Task to carry out ▸ Examine each line of the data. Copy those that contain the string "styles".

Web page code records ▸
↓↓↓

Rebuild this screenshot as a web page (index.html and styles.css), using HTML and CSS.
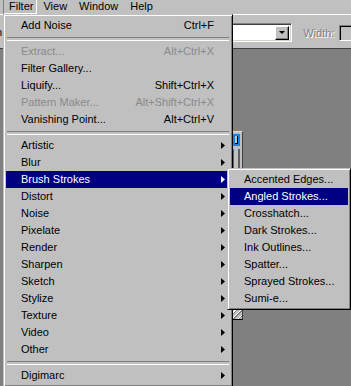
FILE: index.html
```html
<!DOCTYPE html>
<html lang="en">
<head>
  <meta charset="UTF-8" />
  <title>Filter menu</title>
  <link rel="stylesheet" href="styles.css">
</head>
<body>
  <div class="menubar">
    <span class="mb-item open">Filter</span>
    <span class="mb-item">View</span>
    <span class="mb-item">Window</span>
    <span class="mb-item">Help</span>
  </div>

  <div class="toolbar">
    <span class="tb-cut">n</span>
    <div class="combo">
      <span class="combo-btn"><i class="down"></i></span>
    </div>
    <span class="tb-label">Width:</span>
    <span class="tb-input"></span>
  </div>

  <div class="workspace">
    <!-- edge of a document window peeking out behind the menus -->
    <div class="docwin">
      <div class="dw-focus"></div>
      <div class="dw-bar"></div>
      <div class="dw-grip"></div>
    </div>
  </div>

  <div class="menu main-menu">
    <div class="item"><span class="label">Add Noise</span><span class="key">Ctrl+F</span><span class="arrow"></span></div>
    <div class="sep"></div>
    <div class="item disabled"><span class="label">Extract...</span><span class="key">Alt+Ctrl+X</span><span class="arrow"></span></div>
    <div class="item"><span class="label">Filter Gallery...</span><span class="key"></span><span class="arrow"></span></div>
    <div class="item"><span class="label">Liquify...</span><span class="key">Shift+Ctrl+X</span><span class="arrow"></span></div>
    <div class="item disabled"><span class="label">Pattern Maker...</span><span class="key">Alt+Shift+Ctrl+X</span><span class="arrow"></span></div>
    <div class="item"><span class="label">Vanishing Point...</span><span class="key">Alt+Ctrl+V</span><span class="arrow"></span></div>
    <div class="sep"></div>
    <div class="item has-sub"><span class="label">Artistic</span><span class="arrow"></span></div>
    <div class="item has-sub"><span class="label">Blur</span><span class="arrow"></span></div>
    <div class="item has-sub active"><span class="label">Brush Strokes</span><span class="arrow"></span></div>
    <div class="item has-sub"><span class="label">Distort</span><span class="arrow"></span></div>
    <div class="item has-sub"><span class="label">Noise</span><span class="arrow"></span></div>
    <div class="item has-sub"><span class="label">Pixelate</span><span class="arrow"></span></div>
    <div class="item has-sub"><span class="label">Render</span><span class="arrow"></span></div>
    <div class="item has-sub"><span class="label">Sharpen</span><span class="arrow"></span></div>
    <div class="item has-sub"><span class="label">Sketch</span><span class="arrow"></span></div>
    <div class="item has-sub"><span class="label">Stylize</span><span class="arrow"></span></div>
    <div class="item has-sub"><span class="label">Texture</span><span class="arrow"></span></div>
    <div class="item has-sub"><span class="label">Video</span><span class="arrow"></span></div>
    <div class="item has-sub"><span class="label">Other</span><span class="arrow"></span></div>
    <div class="sep"></div>
    <div class="item has-sub"><span class="label">Digimarc</span><span class="arrow"></span></div>
  </div>

  <div class="menu sub-menu">
    <div class="item"><span class="label">Accented Edges...</span></div>
    <div class="item active"><span class="label">Angled Strokes...</span></div>
    <div class="item"><span class="label">Crosshatch...</span></div>
    <div class="item"><span class="label">Dark Strokes...</span></div>
    <div class="item"><span class="label">Ink Outlines...</span></div>
    <div class="item"><span class="label">Spatter...</span></div>
    <div class="item"><span class="label">Sprayed Strokes...</span></div>
    <div class="item"><span class="label">Sumi-e...</span></div>
  </div>
</body>
</html>
```

FILE: styles.css
```css
    * {
      box-sizing: border-box;
      font-family: 'Liberation Sans', Arial, sans-serif;
    }

    body {
      margin: 0;
      width: 351px;
      height: 386px;
      overflow: hidden;
      position: relative;
      background: #808080;
      font-size: 11px;
      color: #000;
    }

    /* top menu bar */
    .menubar {
      height: 14px;
      padding-left: 3px;
      display: flex;
      background: #c0c0c0;
    }

    .mb-item {
      padding: 0 6px;
      height: 14px;
      line-height: 13px;
      white-space: nowrap;
    }

    .mb-item.open {
      padding-right: 4px;
      box-shadow: inset 1px 0 #808080, inset -1px -1px #fff;
    }

    /* options bar */
    .toolbar {
      height: 35px;
      padding-top: 2px;
      display: flex;
      align-items: center;
      background: #c0c0c0;
      border-top: 1px solid #fff;
      border-bottom: 1px solid #404040;
      white-space: nowrap;
    }

    .toolbar > * {
      flex-shrink: 0;
    }

    .tb-cut {
      margin-left: -4px;
      line-height: 13px;
    }

    .combo {
      margin-left: 169px;
      width: 121px;
      height: 19px;
      padding: 1px 2px;
      display: flex;
      justify-content: flex-end;
      align-items: center;
      background: #fff;
      border: 1px solid;
      border-color: #808080 #fff #fff #808080;
      box-shadow: inset 1px 1px #404040, inset -1px -1px #d4d0c8;
    }

    .combo-btn {
      width: 14px;
      height: 14px;
      display: flex;
      justify-content: center;
      align-items: center;
      background: #c0c0c0;
      border: 1px solid;
      border-color: #fff #000 #000 #fff;
      box-shadow: inset -1px -1px #808080;
    }

    .down {
      width: 0;
      height: 0;
      border-top: 3px solid #000;
      border-left: 3px solid transparent;
      border-right: 3px solid transparent;
    }

    .tb-label {
      margin-left: 11px;
      color: #808080;
      text-shadow: 1px 1px #fff;
    }

    .tb-input {
      margin-left: 5px;
      width: 30px;
      height: 16px;
      background: #c0c0c0;
      border: 1px solid;
      border-color: #808080 #fff #fff #808080;
      box-shadow: inset 1px 1px #000;
    }

    .workspace {
      height: 337px;
      position: relative;
      background: #808080;
    }

    .docwin {
      position: absolute;
      left: 233px;
      top: 82px;
      width: 10px;
      height: 189px;
      background: #c0c0c0;
      border-top: 1px solid #e0e0e0;
      border-right: 1px solid #404040;
      border-bottom: 1px solid #000;
    }

    .dw-focus {
      margin-top: 2px;
      width: 7px;
      height: 12px;
      border: 2px solid #1e7fd8;
      box-shadow: inset -1px -1px #000;
    }

    .dw-bar {
      margin-top: 3px;
      width: 7px;
      height: 24px;
      border-left: 1px solid #606060;
      border-right: 2px solid #606060;
    }

    .dw-grip {
      position: absolute;
      left: 0;
      bottom: 0;
      width: 9px;
      height: 10px;
      background: repeating-linear-gradient(135deg, #c0c0c0 0 2px, #fff 2px 3px, #808080 3px 4px);
    }

    /* drop-down menus */
    .menu {
      position: absolute;
      padding: 2px;
      background: #c0c0c0;
      border: 1px solid;
      border-color: #c0c0c0 #000 #000 #c0c0c0;
      box-shadow: inset 1px 1px #fff, inset -1px -1px #808080;
    }

    .main-menu {
      left: 3px;
      top: 14px;
      width: 230px;
    }

    .sub-menu {
      left: 227px;
      top: 168px;
      width: 124px;
    }

    .item {
      height: 17px;
      line-height: 17px;
      padding-left: 15px;
      display: flex;
      align-items: center;
      white-space: nowrap;
    }

    .sub-menu .item {
      padding-left: 14px;
    }

    .item .label {
      flex: 1;
    }

    .item .arrow {
      width: 16px;
      height: 17px;
      padding-left: 7px;
      flex-shrink: 0;
      display: flex;
      align-items: center;
    }

    .item.has-sub .arrow::before {
      content: '';
      width: 4px;
      height: 7px;
      background: #000;
      clip-path: polygon(0 0, 100% 50%, 0 100%);
    }

    .item.disabled {
      color: #8a8a8a;
    }

    .item.active {
      background: #000080;
      color: #fff;
    }

    .item.active.has-sub .arrow::before {
      background: #fff;
    }

    .sep {
      height: 9px;
      padding-top: 3px;
    }

    .sep::before {
      content: '';
      display: block;
      margin: 0 1px;
      height: 2px;
      border-top: 1px solid #808080;
      border-bottom: 1px solid #fff;
    }
```
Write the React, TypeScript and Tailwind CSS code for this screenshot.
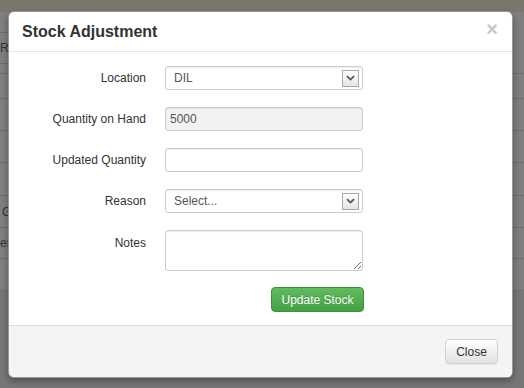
const font = { fontFamily: '"Liberation Sans", Arial, sans-serif' };

const Chevron = () => (
  <svg width="9" height="6" viewBox="0 0 9 6">
    <path d="M1 1.2 L4.5 4.6 L8 1.2" fill="none" stroke="#555" strokeWidth="1.8" />
  </svg>
);

const FakeSelect = ({ value }: { value: string }) => (
  <div className="w-[198px] h-[24px] border border-[#ccc] rounded-[3px] bg-white flex items-center pl-[8px] pr-[3px] text-[12px] text-[#555] shadow-[inset_0_1px_1px_rgba(0,0,0,0.075)]">
    <span>{value}</span>
    <div className="ml-auto w-[17px] h-[17px] border border-[#a9a9a9] bg-gradient-to-b from-white to-[#e4e4e4] flex items-center justify-center">
      <Chevron />
    </div>
  </div>
);

const Row = ({ label, children, top }: { label: string; children: React.ReactNode; top?: boolean }) => (
  <div className={`flex ${top ? 'items-start' : 'items-center'}`}>
    <label className={`w-[137px] text-right text-[12px] leading-[16px] text-[#333] ${top ? 'pt-[5px]' : ''}`}>{label}</label>
    <div className="ml-[19px] flex">{children}</div>
  </div>
);

const line = 'border-b border-[#6e6e6e]';

const Backdrop = () => (
  <div className="w-[524px] h-[388px] bg-[#777] flex flex-col">
    <div className="h-[12px] bg-[#7a776f]" />
    <div className="h-[279px] bg-[#7f7f7f] text-[12px] text-[#333]">
      <div className={`w-[120px] h-[21px] ${line}`} />
      <div className={`w-[120px] h-[31px] ${line} flex items-center`}>
        <span>Re</span>
      </div>
      <div className={`h-[10px] ${line}`} />
      <div className={`h-[25px] ${line}`} />
      <div className={`h-[32px] ${line}`} />
      <div className={`h-[32px] ${line}`} />
      <div className={`h-[33px] ${line}`} />
      <div className={`h-[32px] ${line} flex items-center pl-[2px]`}>
        <span>G</span>
      </div>
      <div className={`h-[31px] ${line} flex items-center`}>
        <span>er</span>
      </div>
      <div className={`h-[32px] ${line}`} />
    </div>
  </div>
);

export default function App() {
  return (
    <div className="relative w-[524px] h-[388px] overflow-hidden" style={font}>
      <Backdrop />
      <div className="absolute left-[8px] top-[11px] w-[505px] h-[367px] bg-white rounded-[6px] border border-black/40 shadow-[0_3px_7px_rgba(0,0,0,0.35)] overflow-hidden flex flex-col">
        <div className="h-[40px] shrink-0 border-b border-[#e5e5e5] flex items-center pl-[13px] pr-[14px]">
          <h3 className="text-[16px] font-bold text-[#333]">Stock Adjustment</h3>
          <span className="ml-auto text-[20px] font-bold leading-none text-[#c8c8c8] -mt-[5px]">×</span>
        </div>
        <div className="flex-1 pt-[14px] flex flex-col gap-[17px]">
          <Row label="Location">
            <FakeSelect value="DIL" />
          </Row>
          <Row label="Quantity on Hand">
            <div className="w-[198px] h-[24px] border border-[#ccc] rounded-[3px] bg-[#f2f2f2] flex items-center px-[4px] text-[12px] text-[#555] shadow-[inset_0_1px_1px_rgba(0,0,0,0.075)]">5000</div>
          </Row>
          <Row label="Updated Quantity">
            <input className="block w-[198px] h-[24px] border border-[#ccc] rounded-[3px] bg-white px-[4px] text-[12px] text-[#555] shadow-[inset_0_1px_1px_rgba(0,0,0,0.075)] outline-none" />
          </Row>
          <Row label="Reason">
            <FakeSelect value="Select..." />
          </Row>
          <Row label="Notes" top>
            <textarea className="block w-[198px] h-[41px] border border-[#ccc] rounded-[3px] bg-white px-[4px] text-[12px] text-[#555] shadow-[inset_0_1px_1px_rgba(0,0,0,0.075)] outline-none" />
          </Row>
          <div className="w-[355px] -mt-[1px] flex justify-end">
            <button className="w-[93px] h-[25px] rounded-[4px] border border-[#3e8f3e] bg-gradient-to-b from-[#5fbc5f] to-[#43a043] text-white text-[12px] [text-shadow:0_-1px_0_rgba(0,0,0,0.2)]">Update Stock</button>
          </div>
        </div>
        <div className="h-[52px] shrink-0 border-t border-[#dddddd] bg-[#f4f4f4] flex items-center justify-end pr-[14px]">
          <button className="w-[53px] h-[25px] rounded-[4px] border border-[#d0d0d0] bg-gradient-to-b from-white to-[#e2e2e2] text-[#333] text-[12px] shadow-[0_1px_1px_rgba(0,0,0,0.05)]">Close</button>
        </div>
      </div>
    </div>
  );
}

↑↑↑

Result ▸
Rebuild this screenshot as a web page (index.html and styles.css), using HTML and CSS.
  <link rel="stylesheet" href="styles.css">
FILE: styles.css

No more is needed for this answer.